実は、1950年代においては、”IQが85以下”が定義とされていたのですが、これでは該当者数が多くなりすぎてしまい、支援現場簿実態に合わないとされIQの定義が引き下げられました。
現在、IQ70〜84は”境界知能”と言いますが、該当者の具体的な支援はありません。
IQの平均値は100であり、85〜115の間に約68%の人が収まります。
そして現在、IQが100はないと社会的生活を送るの困難と言われています。
なら、社会的生活を送るのに困難であるにも関わらず、病名も付かず、具体的支援を受けられない”境界知能”の方達はどのようにして過ごしているのでしょうか。
近年のニュースでは、”どうしてそんなことをしたのかわからない”事件や犯罪が多々あります。
加害者は、サイコパス的な何だろうか、と首を傾げたくなるような方もいます。
概ね、こういった犯罪を犯す方は、”境界知能”や軽度知的障がいを持つ方々”が多いのです。

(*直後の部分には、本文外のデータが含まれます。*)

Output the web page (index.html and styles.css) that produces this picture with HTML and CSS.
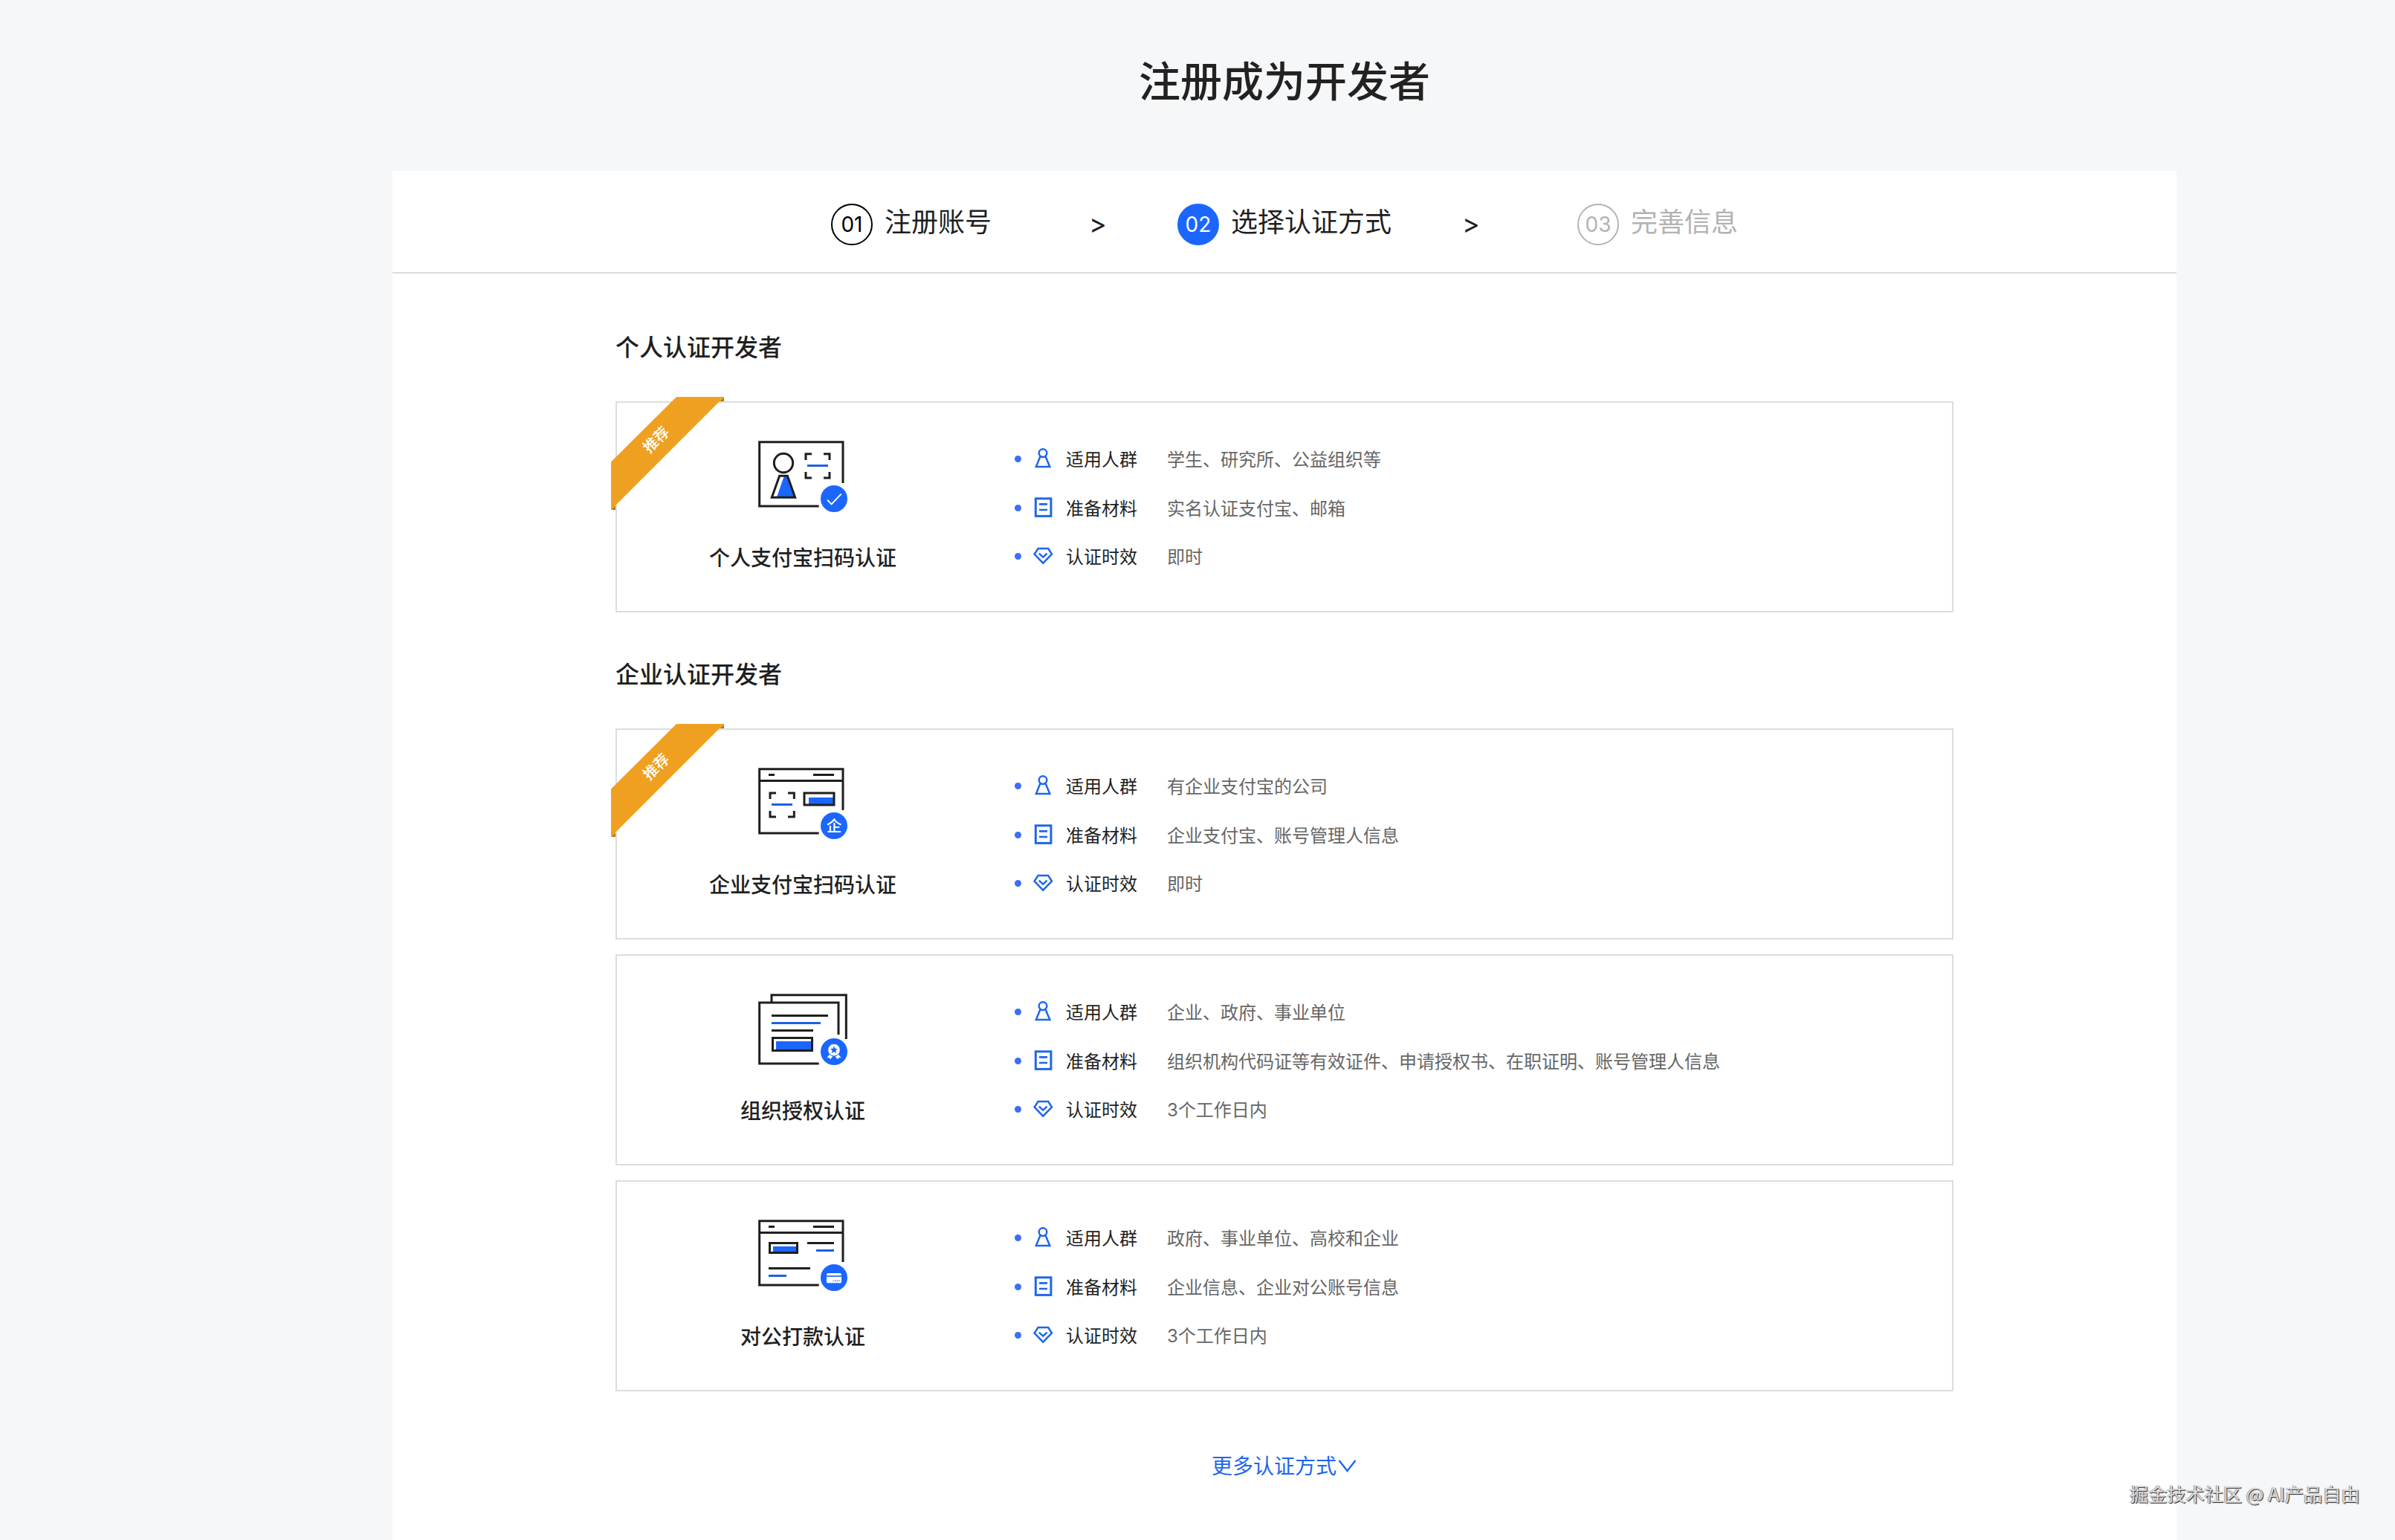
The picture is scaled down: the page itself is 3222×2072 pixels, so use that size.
FILE: index.html
```html
<!DOCTYPE html>
<html lang="zh-CN">
<head>
<meta charset="utf-8">
<title>注册成为开发者</title>
<link rel="stylesheet" href="styles.css">
</head>
<body>
<svg class="defs" width="0" height="0" aria-hidden="true">
  <symbol id="i-person" viewBox="0 0 32 32"><g fill="none" stroke="#1e66ee" stroke-width="2.5"><circle cx="16" cy="7.6" r="5.3"/><path d="M12.6 11.8 L6.9 25.9 H25.3 L19.4 11.8"/></g></symbol>
  <symbol id="i-doc" viewBox="0 0 32 32"><g fill="none" stroke="#1e66ee"><rect x="6.3" y="2.800" width="20.6" height="23.6" stroke-width="3"/><path d="M11 10.3H22M11 18H22" stroke-width="2.700"/></g></symbol>
  <symbol id="i-gem" viewBox="0 0 32 32"><g fill="none" stroke="#1e66ee" stroke-width="2.5"><path d="M9.6 5H23.2L28 12.6 16.2 24.6 4.6 12.6Z"/><path d="M10.8 11.6L16.2 16.6 21.6 11.6"/></g></symbol>
  <symbol id="i-ribbon" viewBox="0 0 152 152"><path d="M146 6h6V0zM0 152h6v-6z" fill="#b87a17"/><path d="M88 0H152L0 152V87.5z" fill="#efa020"/></symbol>
</svg>

<main class="page">
  <h1 class="page-title">注册成为开发者</h1>
  <div class="panel">
    <div class="steps">
      <div class="step"><span class="num">01</span><span class="step-text">注册账号</span></div>
      <span class="arrow arrow-a">&gt;</span>
      <div class="step active"><span class="num">02</span><span class="step-text">选择认证方式</span></div>
      <span class="arrow arrow-b">&gt;</span>
      <div class="step pending"><span class="num">03</span><span class="step-text">完善信息</span></div>
    </div>

    <div class="content">
      <section>
        <h2 class="section-title">个人认证开发者</h2>
        <div class="card">
          <div class="badge"><svg><use href="#i-ribbon"/></svg><span>推荐</span></div>
          <div class="method">
            <svg class="pic" viewBox="0 0 480 390">
              <path d="M402 240V74H65V333H305" class="ln"/>
              <circle cx="162" cy="159" r="38" class="ln"/>
              <path d="M164 213H178L209 297H135Z" fill="#1b66ff"/>
              <path d="M146 211H178L209 298H115Z" class="ln"/>
              <path d="M252 147V122H276M324 122H348V147M348 195V219H324M276 219H252V195" class="ln"/>
              <path d="M258 169.500H342" class="bl"/>
              <circle cx="366" cy="303" r="54" fill="#1b66ff"/>
              <path d="M339 308L356 325 395 284" fill="none" stroke="#fff" stroke-width="6"/>
            </svg>
            <h3 class="name">个人支付宝扫码认证</h3>
          </div>
          <ul class="facts">
            <li><svg><use href="#i-person"/></svg><b>适用人群</b><span>学生、研究所、公益组织等</span></li>
            <li><svg><use href="#i-doc"/></svg><b>准备材料</b><span>实名认证支付宝、邮箱</span></li>
            <li><svg><use href="#i-gem"/></svg><b>认证时效</b><span>即时</span></li>
          </ul>
        </div>
      </section>

      <section>
        <h2 class="section-title">企业认证开发者</h2>
        <div class="card">
          <div class="badge"><svg><use href="#i-ribbon"/></svg><span>推荐</span></div>
          <div class="method">
            <svg class="pic" viewBox="0 0 480 390">
              <path d="M402 240V74H65V333H305M65 121.500H402M102 97.500H126M282 97.500H366" class="ln"/>
              <path d="M108 195V171H132M180 171H205V195M205 243V267H180M132 267H108V243" class="ln"/>
              <path d="M114 217.500H198" class="bl"/>
              <path d="M264 189H363V216H264Z" fill="#1b66ff"/>
              <path d="M246 171H366V219H246Z" class="ln"/>
              <circle cx="366" cy="303" r="54" fill="#1b66ff"/>
              <text x="366" y="326" text-anchor="middle" class="qi">企</text>
            </svg>
            <h3 class="name">企业支付宝扫码认证</h3>
          </div>
          <ul class="facts">
            <li><svg><use href="#i-person"/></svg><b>适用人群</b><span>有企业支付宝的公司</span></li>
            <li><svg><use href="#i-doc"/></svg><b>准备材料</b><span>企业支付宝、账号管理人信息</span></li>
            <li><svg><use href="#i-gem"/></svg><b>认证时效</b><span>即时</span></li>
          </ul>
        </div>

        <div class="card">
          <div class="method">
            <svg class="pic" viewBox="0 -3 480 390">
              <path d="M384 231V102H65V348H305M114 98V71H415V249" class="ln"/>
              <path d="M114 154.500H342M114 214.500H282" class="ln"/>
              <path d="M114 184.500H312" class="bl"/>
              <path d="M132 258H276V294H132Z" fill="#1b66ff"/>
              <path d="M118.500 244.500H277.500V295.500H118.500Z" class="ln"/>
              <circle cx="366" cy="300" r="54" fill="#1b66ff"/>
              <path d="M349 310L337 325 346 324 351 331 362 318ZM383 310L395 325 386 324 381 331 370 318Z" fill="#fff"/>
              <circle cx="366" cy="293" r="25" fill="#fff" stroke="#1b66ff" stroke-width="3"/>
              <path d="M366 277L370.500 287.500 381 288.500 373 295.500 375.500 306 366 300.500 356.500 306 359 295.500 351 288.500 361.500 287.500Z" fill="#1b66ff"/>
            </svg>
            <h3 class="name">组织授权认证</h3>
          </div>
          <ul class="facts">
            <li><svg><use href="#i-person"/></svg><b>适用人群</b><span>企业、政府、事业单位</span></li>
            <li><svg><use href="#i-doc"/></svg><b>准备材料</b><span>组织机构代码证等有效证件、申请授权书、在职证明、账号管理人信息</span></li>
            <li><svg><use href="#i-gem"/></svg><b>认证时效</b><span>3个工作日内</span></li>
          </ul>
        </div>

        <div class="card">
          <div class="method">
            <svg class="pic" viewBox="0 -6 480 390">
              <path d="M402 234V68H65V327H305M65 115.500H402M102 91.500H126M282 91.500H366" class="ln"/>
              <path d="M258 157.500H366M102 259.500H270" class="ln"/>
              <path d="M294 187.500H366M102 289.500H174" class="bl"/>
              <path d="M120 171H216V195H120Z" fill="#1b66ff"/>
              <path d="M106.500 157.500H217.500V196.500H106.500Z" class="ln"/>
              <circle cx="366" cy="297" r="54" fill="#1b66ff"/>
              <rect x="336" y="279" width="60" height="40" rx="5" fill="#fff"/>
              <path d="M336 291H396" stroke="#1b66ff" stroke-width="5"/>
              <path d="M362 313L366 307M370 313L374 307M377 313L381 307M384 313L389 307" stroke="#1b66ff" stroke-width="3"/>
            </svg>
            <h3 class="name">对公打款认证</h3>
          </div>
          <ul class="facts">
            <li><svg><use href="#i-person"/></svg><b>适用人群</b><span>政府、事业单位、高校和企业</span></li>
            <li><svg><use href="#i-doc"/></svg><b>准备材料</b><span>企业信息、企业对公账号信息</span></li>
            <li><svg><use href="#i-gem"/></svg><b>认证时效</b><span>3个工作日内</span></li>
          </ul>
        </div>
      </section>

      <a class="more">更多认证方式<svg viewBox="0 0 28 20"><path d="M3.500 2L14.500 16 25.500 2" fill="none" stroke="#1e66ee" stroke-width="2.400"/></svg></a>
    </div>
  </div>
</main>
<div class="watermark">掘金技术社区 @ AI产品自由</div>
</body>
</html>
```

FILE: styles.css
```css
* { box-sizing: border-box; }

body {
  margin: 0;
  background: #f5f7f9;
  color: #1f1f1f;
  font-family: "Noto Sans CJK SC", sans-serif;
  overflow: hidden;
}

h1, h2, h3, ul { margin: 0; padding: 0; }

.defs { position: absolute; }

.page {
  display: flex;
  flex-direction: column;
  width: 2400px;
  height: 2072px;
  margin-left: 528px;
  padding-top: 66px;
}

.page-title {
  margin-bottom: 84px;
  font-size: 56px;
  line-height: 80px;
  font-weight: 500;
  text-align: center;
  color: #222;
}

.panel {
  flex: 1;
  background: #fff;
}

/* progress steps */
.steps {
  display: flex;
  justify-content: center;
  align-items: center;
  height: 138px;
  padding-top: 8px;
  border-bottom: 2px solid #ddd;
}

.step {
  display: flex;
  align-items: center;
  gap: 16px;
}

.num {
  width: 56px;
  height: 56px;
  border: 2px solid #000;
  border-radius: 50%;
  color: #000;
  font: 28px/53px Inter, sans-serif;
  text-align: center;
}

.step-text {
  font-size: 36px;
  line-height: 50px;
  padding-bottom: 12px;
}

.active .num {
  background: #1b66ff;
  border-color: #1b66ff;
  color: #fff;
}

.pending { color: #b3b3b3; }
.pending .num { border-color: #b3b3b3; color: #b3b3b3; }

.arrow {
  display: flex;
  justify-content: center;
  width: 22px;
  padding-bottom: 3px;
  font: 36px/40px Inter, sans-serif;
}
.arrow-a { margin: 0 96px 0 132px; }
.arrow-b { margin: 0 132px 0 96px; }

.content {
  width: 1800px;
  margin: 0 auto;
  padding-top: 73px;
}

section + section { margin-top: 57px; }

.section-title {
  margin-bottom: 51px;
  font-size: 32px;
  line-height: 48px;
  font-weight: 500;
}

.card {
  position: relative;
  display: flex;
  height: 284px;
  border: 2px solid #ddd;
}
.card + .card { margin-top: 20px; }

/* corner ribbon */
.badge {
  position: absolute;
  left: -8px;
  top: -8px;
  width: 152px;
  height: 152px;
}
.badge svg { display: block; width: 100%; height: 100%; }
.badge span {
  position: absolute;
  left: 35px;
  top: 40px;
  width: 50px;
  font-size: 20px;
  line-height: 34px;
  font-weight: 500;
  text-align: center;
  color: #fff;
  transform: rotate(-45deg);
}

.method {
  display: flex;
  flex-direction: column;
  align-items: center;
  width: 500px;
  padding-top: 28px;
}
.pic { width: 160px; height: 130px; }
.pic .ln { fill: none; stroke: #1f1f1f; stroke-width: 9; }
.pic .bl { stroke: #1e60e6; stroke-width: 9; }
.pic .qi { fill: #fff; font-size: 62px; font-weight: 500; }

.name {
  margin-top: 29px;
  font-size: 28px;
  line-height: 40px;
  font-weight: 500;
}

.facts {
  display: flex;
  flex-direction: column;
  gap: 25.5px;
  padding: 56px 0 0 35px;
  list-style: none;
  font-family: Inter, "Noto Sans CJK SC", sans-serif;
}
.facts li {
  display: flex;
  align-items: center;
  height: 40px;
  font-size: 24px;
  line-height: 40px;
}
.facts li::before {
  content: "";
  width: 9px;
  height: 9px;
  margin: 0 13px 1px 0;
  border-radius: 50%;
  background: #3d6ef5;
}
.facts svg { width: 32px; height: 32px; margin-right: 15px; }
.facts b, .facts span { padding-top: 2px; }
.facts b { width: 136px; font-weight: 400; }
.facts span { color: #666; white-space: nowrap; }

.more {
  display: flex;
  justify-content: center;
  align-items: center;
  margin-top: 79px;
  font-size: 28px;
  line-height: 40px;
  color: #1e66ee;
}
.more svg { width: 28px; height: 20px; margin-top: 4px; }

.watermark {
  position: absolute;
  left: 2865px;
  top: 1990px;
  font-size: 25.2px;
  line-height: 38px;
  white-space: nowrap;
  color: #dcdcdc;
  text-shadow: 1px 1px 1px #222, -1px 0 1px #999;
}
```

”境界知能”や”軽度知的障がい”を持つ方々は、後先のことを考えて行動するのが苦手です。これをやればどうなるか、を考えずに、その場その場で判断してしまいがちなのです。
もし周りが気づいてくれたら...
もし周りの理解があれば...
名前がつかず、それによって配慮をしてもらえない
その生きにくさから
対人関係に問題が出たり、仕事が続かなかったり、引きこもったり、、、
最悪の場合、犯罪に結びついてしまうのです。
”多様性”の中に、”病気や障がい”が存在する
”話をPZN”に戻しますと
”PZN”はその人の持つアイデンティティの一つです。
上記の記事で”性的嗜好”は、”自らの意思やその行動によって得られた後天的な恋愛、性愛、性的魅力のパターンであり、ある物や人、行動に対して性的興奮を覚えるような好み、こだわりを持つこと”
と書きましたが、
何を持って”後天的”と言えるのでしょうか。
遺伝子で決まり、改名する方法があるのでしょうか。
”PZN”は現在その人の持つアイデンティティの一つです。
また、”病気、障がい”というのは”現在のコミュニティにおいて、社会的に大きな障壁となる特性”という解釈が大切です。
自身の持っているアイデンティティが”病気、障がい”なのではなく、ある一定のラインが存在することで、”病気、障がい”という名前がつくのです。
そして、大事なことは、”一人一人のアイデンティティ、特性を尊重し、認める”ことです。
周りの方や、社会が認知してあげることで、”PZN”当事者は一人で抱え込まなくて済みます。
周りの認知が、”PZN”当事者が加害者となってしまう可能性を抑制することにも繋がります。